On June 18, Kampala lord mayor Erias Lukwago named the Makerere University woman councillor, Doreen Nyanjura, as his deputy.

Nyanjura took over from Hajjat Sarah Kanyike who had been named by President Museveni as director for Gender and Community Development at Kampala Capital City Authority (KCCA). For Lukwago, who felt betrayed by Kanyike, a defiance-hardened person is what he needed to deputize him.

That is how he picked on the 31-year-old Forum for Democratic Change (FDC) diehard, who at age 12 had joined political activism. Nyanjura was in her P.6 at Nyakasura Junior School in her native district of Kabarole, when she saw Dr Kizza Besigye's 2001 campaign poster.

Because all she had been seeing and hearing was about President Museveni; she saw an alternative voice in Besigye's poster that made sure that she went home with it. Her father, Samson Muhenda, who was at the time the deputy head teacher of Nyakasura Junior School, was surprised to find the poster pinned up at his house.

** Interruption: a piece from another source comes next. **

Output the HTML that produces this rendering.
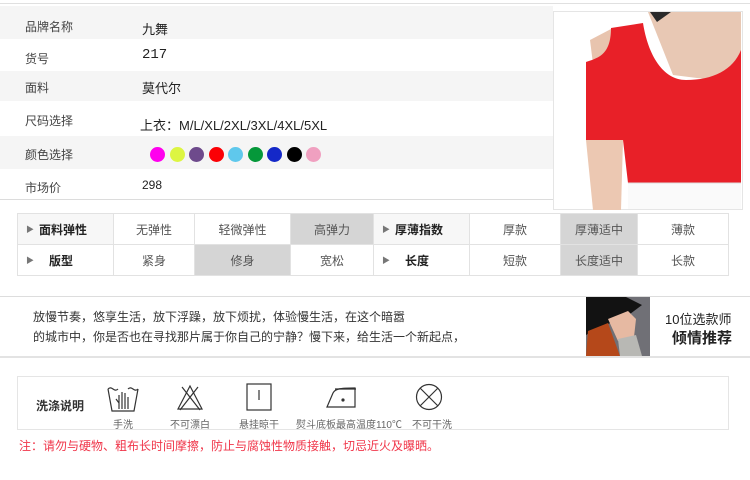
<!DOCTYPE html>
<html><head><meta charset="utf-8"><style>
*{margin:0;padding:0;box-sizing:border-box}
body{width:750px;height:480px;background:#fff;position:relative;overflow:hidden;font-family:"Liberation Sans","Noto Sans CJK SC",sans-serif;color:#333}
.a{position:absolute}
.row{position:absolute;left:0;width:553px}
.lbl{position:absolute;left:25px;font-size:12px;color:#444}
.val{position:absolute;left:142px;font-size:13px;color:#222}
.dot{display:inline-block;width:15px;height:15px;border-radius:50%;margin-right:4.5px}
table{border-collapse:collapse;position:absolute;left:17px;top:213px;width:712px;font-size:12px;color:#555}
td{border:1px solid #e2e2e2;height:31px;text-align:center}
td.h{font-weight:bold;color:#222;text-align:left;padding-left:8px;background:#f7f7f7}
td.g{background:#d5d5d5}
.tri{font-size:8px;color:#777;margin-right:5px;vertical-align:2px}
.ic{position:absolute;top:383px}
.cl{position:absolute;top:416px;font-size:10px;color:#666;white-space:nowrap}
</style></head><body>
<div class="a" style="left:0;top:3px;width:750px;height:1px;background:#e0e0e0"></div>
<div class="row" style="top:6px;height:33px;background:#f5f5f5"></div>
<div class="row" style="top:71px;height:30px;background:#f5f5f5"></div>
<div class="row" style="top:136px;height:33px;background:#f5f5f5"></div>
<div class="a" style="left:0;top:199px;width:553px;height:1px;background:#dcdcdc"></div>
<div class="lbl" style="top:18px">品牌名称</div><div class="val" style="top:19px">九舞</div>
<div class="lbl" style="top:50px">货号</div><div class="val" style="top:47px;font-size:14px;font-family:'Liberation Mono',monospace">217</div>
<div class="lbl" style="top:79px">面料</div><div class="val" style="top:78px">莫代尔</div>
<div class="lbl" style="top:112px">尺码选择</div><div class="val" style="top:115px;left:140px">上衣：M/L/XL/2XL/3XL/4XL/5XL</div>
<div class="lbl" style="top:146px">颜色选择</div>
<div class="a" style="left:150px;top:147px;white-space:nowrap;font-size:0">
<span class="dot" style="background:#ff00ee"></span><span class="dot" style="background:#ddf542"></span><span class="dot" style="background:#6e4a8c"></span><span class="dot" style="background:#fb0005"></span><span class="dot" style="background:#5fc8ec"></span><span class="dot" style="background:#05983a"></span><span class="dot" style="background:#1428c8"></span><span class="dot" style="background:#000"></span><span class="dot" style="background:#f0a0c0"></span></div>
<div class="lbl" style="top:179px">市场价</div><div class="val" style="top:178px;font-size:12px">298</div>
<svg class="a" style="left:553px;top:0" width="197" height="210" viewBox="0 0 197 210">
<rect x="0.5" y="11.5" width="189" height="198" fill="#fff" stroke="#e5e5e5"/>
<path d="M95 12 L188 12 L188 70 L160 80 L120 75 Z" fill="#e8c8b4"/>
<path d="M97 12 L118 12 L104 22 Z" fill="#2a2a2a"/>
<path d="M37 40 L58 29 L58 60 L40 64 Z" fill="#e8c4ae"/>
<path d="M33 62 C45 58 58 55 58 28 L90 23 C95 55 110 80 133 80 C160 80 180 70 188 50 L188 183 L75 183 L70 140 L33 140 Z" fill="#e82028"/>
<path d="M33 140 L70 140 L68 210 L40 210 Z" fill="#ecc8b2"/>
<rect x="75" y="183" width="113" height="26" fill="#fafafa"/>
<line x1="75" y1="183" x2="188" y2="183" stroke="#ddd"/>
</svg>
<table>
<tr><td class="h" style="width:96px"><span class="tri">▶</span>面料弹性</td><td style="width:81px">无弹性</td><td style="width:96px">轻微弹性</td><td class="g" style="width:83px">高弹力</td><td class="h" style="width:96px"><span class="tri">▶</span>厚薄指数</td><td style="width:91px">厚款</td><td class="g" style="width:77px">厚薄适中</td><td>薄款</td></tr>
<tr><td style="text-align:left;padding-left:8px;font-weight:bold;color:#222"><span class="tri">▶</span>&nbsp;&nbsp;&nbsp;版型</td><td>紧身</td><td class="g">修身</td><td>宽松</td><td style="text-align:left;padding-left:8px;font-weight:bold;color:#222"><span class="tri">▶</span>&nbsp;&nbsp;&nbsp;长度</td><td>短款</td><td class="g">长度适中</td><td>长款</td></tr>
</table>
<div class="a" style="left:0;top:296px;width:750px;height:1px;background:#ddd"></div>
<div class="a" style="left:0;top:356px;width:750px;height:2px;background:#e3e3e3"></div>
<div class="a" style="left:33px;top:307px;font-size:12px;color:#333;line-height:20px">放慢节奏，悠享生活，放下浮躁，放下烦扰，体验慢生活，在这个暗嚣<br>的城市中，你是否也在寻找那片属于你自己的宁静？慢下来，给生活一个新起点，</div>
<svg class="a" style="left:586px;top:297px" width="64" height="59"><rect width="64" height="59" fill="#707076"/><path d="M0 0 H40 L56 8 L40 20 L14 30 L0 38Z" fill="#121212"/><path d="M2 34 L22 26 L34 59 L0 59 Z" fill="#b5481a"/><path d="M22 22 L42 14 L50 22 L48 40 L32 44 Z" fill="#e6b9a2"/><path d="M32 42 L50 38 L56 59 L34 59Z" fill="#b8b8b4"/></svg>
<div class="a" style="left:665px;top:309px;font-size:13px;color:#222">10位选款师</div>
<div class="a" style="left:672px;top:327px;font-size:15px;color:#222;font-weight:bold">倾情推荐</div>
<div class="a" style="left:17px;top:376px;width:712px;height:54px;border:1px solid #e5e5e5"></div>
<div class="a" style="left:36px;top:397px;font-size:12px;font-weight:bold;color:#333">洗涤说明</div>
<svg class="ic" style="left:106px" width="34" height="30" viewBox="0 0 34 30" fill="none" stroke="#333" stroke-width="1.2"><path d="M2 6 L6 28 H28 L32 6"/><path d="M2 6 C6 2 8 10 12 6 M22 6 C26 2 28 10 32 6"/><path d="M13 26 V12 M16 26 V9 M19 26 V10 M22 26 V14 M13 20 L10 16"/></svg>
<svg class="ic" style="left:176px" width="28" height="28" fill="none" stroke="#333" stroke-width="1.2"><path d="M14 3 L2 26 H26 Z"/><path d="M6 4 L24 27 M22 4 L4 27"/></svg>
<svg class="ic" style="left:246px" width="26" height="28" fill="none" stroke="#333" stroke-width="1.2"><rect x="1" y="1" width="24" height="26"/><path d="M13 7 V17"/></svg>
<svg class="ic" style="left:325px" width="36" height="26" fill="none" stroke="#333" stroke-width="1.2"><path d="M2 24 L8 10 C10 6 14 5 30 5 V24 Z"/><path d="M10 6 H31"/><circle cx="18" cy="17" r="1" fill="#333"/></svg>
<svg class="ic" style="left:415px" width="28" height="28" fill="none" stroke="#333" stroke-width="1.2"><circle cx="14" cy="14" r="12.5"/><path d="M5 5 L23 23 M23 5 L5 23"/></svg>
<div class="cl" style="left:113px">手洗</div>
<div class="cl" style="left:170px">不可漂白</div>
<div class="cl" style="left:239px">悬挂晾干</div>
<div class="cl" style="left:296px">熨斗底板最高温度110℃</div>
<div class="cl" style="left:412px">不可干洗</div>
<div class="a" style="left:19px;top:437px;font-size:12px;color:#f0364a">注：请勿与硬物、粗布长时间摩擦，防止与腐蚀性物质接触，切忌近火及曝晒。</div>
</body></html>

"Where did this come from?" inquired the father and Nyanjura readily explained, as she narrated to The Observer in an interview last week.

of campaign posters.

"I innocently picked interest in finding out more about who Dr Besigye was. Fortunately, my father used to come home with newspapers; I got a separate notebook where I would write what I had read about this new discovery [Besigye]," Nyanjura says.

Doreen Nyanjura gets arrested by police

After her primary school, she joined Kyebambe Girls School where she got initiated into the culture of protests and demonstrations. She had hardly spent a week at Kyebambe when the first demonstration against poor food happened.

"The police arrived and closed the school gate before all of us could march out. I mobilised my colleagues and went through the school farm, jumped over the fence and joined our colleagues at the district headquarters," Nyanjura says.

Her driving force was her father's advice as she prepared to join secondary school: "Whenever there is a demonstration and it is for a good cause, for your safety, please participate."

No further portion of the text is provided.